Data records
##############################

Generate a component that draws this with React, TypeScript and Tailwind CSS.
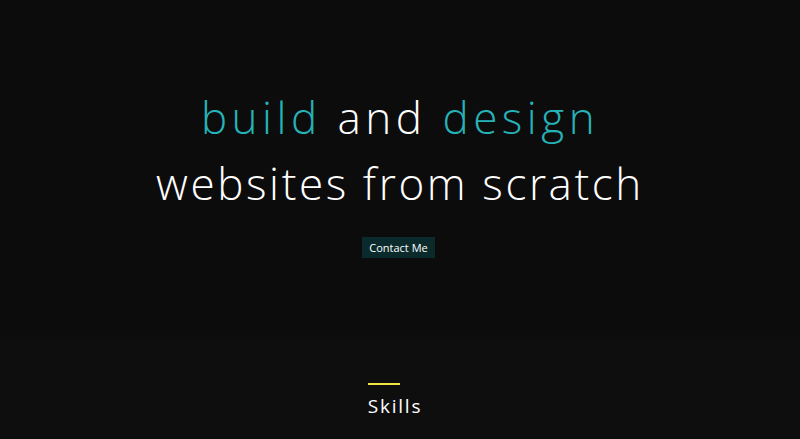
import React from 'react';

const Hero: React.FC = () => (
    <section className="h-[340px] flex flex-col items-center justify-center bg-[#0c0c0c] pt-[2px]">
        <h1 className="text-center font-light text-white text-[44px] leading-[66px] font-['Open_Sans',sans-serif]">
            <span className="tracking-[4.5px]">
                <span className="text-[#26b3b8]">build</span> and <span className="text-[#26b3b8]">design</span>
            </span>
            <br />
            <span className="tracking-[2.6px]">websites from scratch</span>
        </h1>
        <button className="mt-[21px] mr-[3px] bg-[#0b2a2b] text-white text-[11px] px-[7px] py-[4px] leading-[13px] font-['Open_Sans',sans-serif]">
            Contact Me
        </button>
    </section>
);

const Skills: React.FC = () => (
    <section className="bg-[#0e0e0e] pt-[43px] flex flex-col items-center">
        <div className="w-fit mr-[10px]">
            <span className="block w-[32px] h-[2px] bg-[#f0e040]" />
            <h2 className="mt-[8px] text-white text-[19px] tracking-[1.8px] leading-[26px] font-['Open_Sans',sans-serif]">Skills</h2>
        </div>
    </section>
);

export default function App() {
    return (
        <div className="min-h-screen bg-[#0e0e0e]">
            <Hero />
            <Skills />
        </div>
    );
}
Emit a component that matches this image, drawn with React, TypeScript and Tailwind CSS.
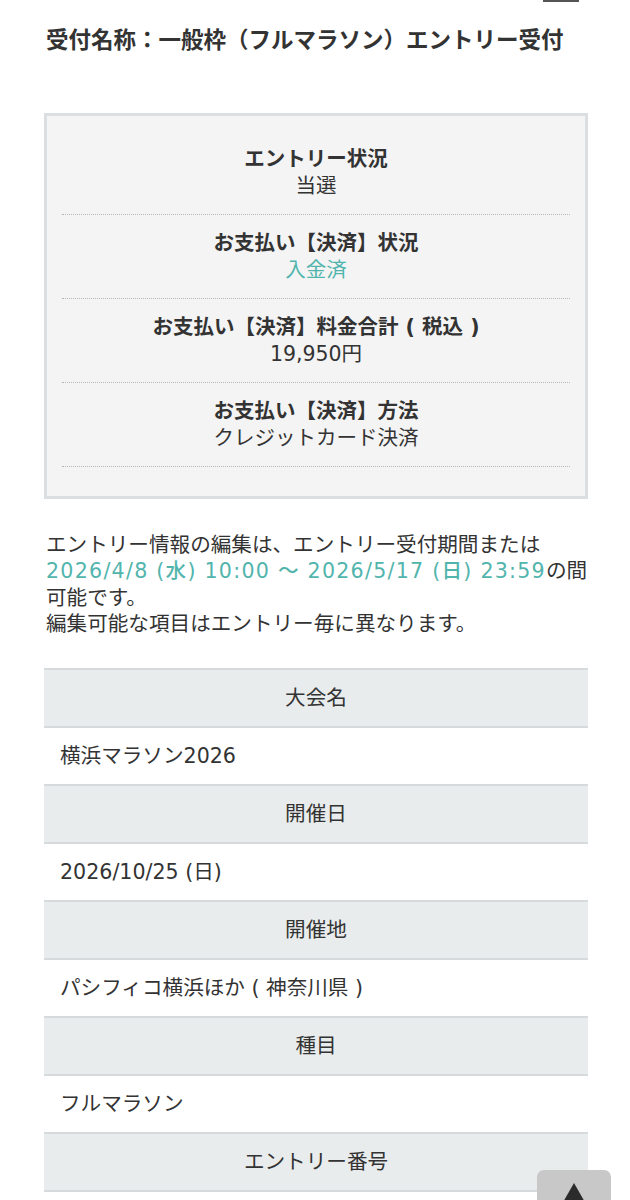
import React from "react";

const font = { fontFamily: '"DejaVu Sans", "Noto Sans CJK JP", "Noto Sans", sans-serif' };

const statusItems: { label: string; value: string; teal?: boolean }[] = [
  { label: "エントリー状況", value: "当選" },
  { label: "お支払い【決済】状況", value: "入金済", teal: true },
  { label: "お支払い【決済】料金合計 ( 税込 )", value: "19,950円" },
  { label: "お支払い【決済】方法", value: "クレジットカード決済" },
];

const rows: { head: string; value: string }[] = [
  { head: "大会名", value: "横浜マラソン2026" },
  { head: "開催日", value: "2026/10/25 (日)" },
  { head: "開催地", value: "パシフィコ横浜ほか ( 神奈川県 )" },
  { head: "種目", value: "フルマラソン" },
  { head: "エントリー番号", value: "" },
];

export default function App() {
  return (
    <div className="relative min-h-[1200px] bg-white text-[#333] overflow-hidden" style={font}>
      <div className="absolute left-[543px] top-0 h-[2px] w-[36px] bg-[#555]" />
      <div className="pl-[44px] pr-[42px]">
        <h1 className="pt-[24px] pl-[2px] text-[22.5px] leading-[32px] font-bold text-[#333] whitespace-nowrap">
          受付名称：一般枠（フルマラソン）エントリー受付
        </h1>

        <div className="mt-[57px] border-[3px] border-[#dcdfe1] bg-[#f4f4f4] px-[15px] pt-[15px] pb-[29px]">
          {statusItems.map((it) => (
            <div
              key={it.label}
              className="border-b border-dotted border-[#b5b5b5] pt-[15px] pb-[14px] text-center"
            >
              <div className="text-[20.5px] leading-[27px] font-bold whitespace-nowrap">{it.label}</div>
              <div
                className={
                  "text-[20.5px] leading-[27px] " + (it.teal ? "text-[#52b5ad]" : "text-[#333]")
                }
              >
                {it.value}
              </div>
            </div>
          ))}
        </div>

        <div className="mt-[33px] pl-[2px] text-[20.6px] leading-[26.3px]">
          <div className="whitespace-nowrap">エントリー情報の編集は、エントリー受付期間または</div>
          <div className="whitespace-nowrap">
            <span className="text-[#52b5ad] font-medium tracking-[1.25px]">
              2026/4/8 (水) 10:00 ～ 2026/5/17 (日) 23:59
            </span>
            の間
          </div>
          <div>可能です。</div>
          <div>編集可能な項目はエントリー毎に異なります。</div>
        </div>

        <div className="mt-[31px]">
          {rows.map((r) => (
            <React.Fragment key={r.head}>
              <div className="flex h-[58px] items-center justify-center border-t-2 border-[#d6dadd] bg-[#e9eced] text-[20.6px]">
                {r.head}
              </div>
              <div className="flex h-[58px] items-center border-t-2 border-[#d6dadd] bg-white pl-[16px] text-[20.6px]">
                {r.value}
              </div>
            </React.Fragment>
          ))}
        </div>
      </div>

      <div className="absolute left-[537px] top-[1170px] flex h-[50px] w-[74px] justify-center rounded-t-[7px] bg-[#c8c8c8] pt-[13px]">
        <svg width="32" height="28" viewBox="0 0 32 28">
          <polygon points="16,0 32,28 0,28" fill="#2b2b2b" />
        </svg>
      </div>
    </div>
  );
}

##############################

Job: Except for the pictures, copy every line of the records above exactly.

Answer for this exercise:
Generate a component that draws this with React, TypeScript and Tailwind CSS.
import React from 'react';

const Hero: React.FC = () => (
    <section className="h-[340px] flex flex-col items-center justify-center bg-[#0c0c0c] pt-[2px]">
        <h1 className="text-center font-light text-white text-[44px] leading-[66px] font-['Open_Sans',sans-serif]">
            <span className="tracking-[4.5px]">
                <span className="text-[#26b3b8]">build</span> and <span className="text-[#26b3b8]">design</span>
            </span>
            <br />
            <span className="tracking-[2.6px]">websites from scratch</span>
        </h1>
        <button className="mt-[21px] mr-[3px] bg-[#0b2a2b] text-white text-[11px] px-[7px] py-[4px] leading-[13px] font-['Open_Sans',sans-serif]">
            Contact Me
        </button>
    </section>
);

const Skills: React.FC = () => (
    <section className="bg-[#0e0e0e] pt-[43px] flex flex-col items-center">
        <div className="w-fit mr-[10px]">
            <span className="block w-[32px] h-[2px] bg-[#f0e040]" />
            <h2 className="mt-[8px] text-white text-[19px] tracking-[1.8px] leading-[26px] font-['Open_Sans',sans-serif]">Skills</h2>
        </div>
    </section>
);

export default function App() {
    return (
        <div className="min-h-screen bg-[#0e0e0e]">
            <Hero />
            <Skills />
        </div>
    );
}
Emit a component that matches this image, drawn with React, TypeScript and Tailwind CSS.
import React from "react";

const font = { fontFamily: '"DejaVu Sans", "Noto Sans CJK JP", "Noto Sans", sans-serif' };

const statusItems: { label: string; value: string; teal?: boolean }[] = [
  { label: "エントリー状況", value: "当選" },
  { label: "お支払い【決済】状況", value: "入金済", teal: true },
  { label: "お支払い【決済】料金合計 ( 税込 )", value: "19,950円" },
  { label: "お支払い【決済】方法", value: "クレジットカード決済" },
];

const rows: { head: string; value: string }[] = [
  { head: "大会名", value: "横浜マラソン2026" },
  { head: "開催日", value: "2026/10/25 (日)" },
  { head: "開催地", value: "パシフィコ横浜ほか ( 神奈川県 )" },
  { head: "種目", value: "フルマラソン" },
  { head: "エントリー番号", value: "" },
];

export default function App() {
  return (
    <div className="relative min-h-[1200px] bg-white text-[#333] overflow-hidden" style={font}>
      <div className="absolute left-[543px] top-0 h-[2px] w-[36px] bg-[#555]" />
      <div className="pl-[44px] pr-[42px]">
        <h1 className="pt-[24px] pl-[2px] text-[22.5px] leading-[32px] font-bold text-[#333] whitespace-nowrap">
          受付名称：一般枠（フルマラソン）エントリー受付
        </h1>

        <div className="mt-[57px] border-[3px] border-[#dcdfe1] bg-[#f4f4f4] px-[15px] pt-[15px] pb-[29px]">
          {statusItems.map((it) => (
            <div
              key={it.label}
              className="border-b border-dotted border-[#b5b5b5] pt-[15px] pb-[14px] text-center"
            >
              <div className="text-[20.5px] leading-[27px] font-bold whitespace-nowrap">{it.label}</div>
              <div
                className={
                  "text-[20.5px] leading-[27px] " + (it.teal ? "text-[#52b5ad]" : "text-[#333]")
                }
              >
                {it.value}
              </div>
            </div>
          ))}
        </div>

        <div className="mt-[33px] pl-[2px] text-[20.6px] leading-[26.3px]">
          <div className="whitespace-nowrap">エントリー情報の編集は、エントリー受付期間または</div>
          <div className="whitespace-nowrap">
            <span className="text-[#52b5ad] font-medium tracking-[1.25px]">
              2026/4/8 (水) 10:00 ～ 2026/5/17 (日) 23:59
            </span>
            の間
          </div>
          <div>可能です。</div>
          <div>編集可能な項目はエントリー毎に異なります。</div>
        </div>

        <div className="mt-[31px]">
          {rows.map((r) => (
            <React.Fragment key={r.head}>
              <div className="flex h-[58px] items-center justify-center border-t-2 border-[#d6dadd] bg-[#e9eced] text-[20.6px]">
                {r.head}
              </div>
              <div className="flex h-[58px] items-center border-t-2 border-[#d6dadd] bg-white pl-[16px] text-[20.6px]">
                {r.value}
              </div>
            </React.Fragment>
          ))}
        </div>
      </div>

      <div className="absolute left-[537px] top-[1170px] flex h-[50px] w-[74px] justify-center rounded-t-[7px] bg-[#c8c8c8] pt-[13px]">
        <svg width="32" height="28" viewBox="0 0 32 28">
          <polygon points="16,0 32,28 0,28" fill="#2b2b2b" />
        </svg>
      </div>
    </div>
  );
}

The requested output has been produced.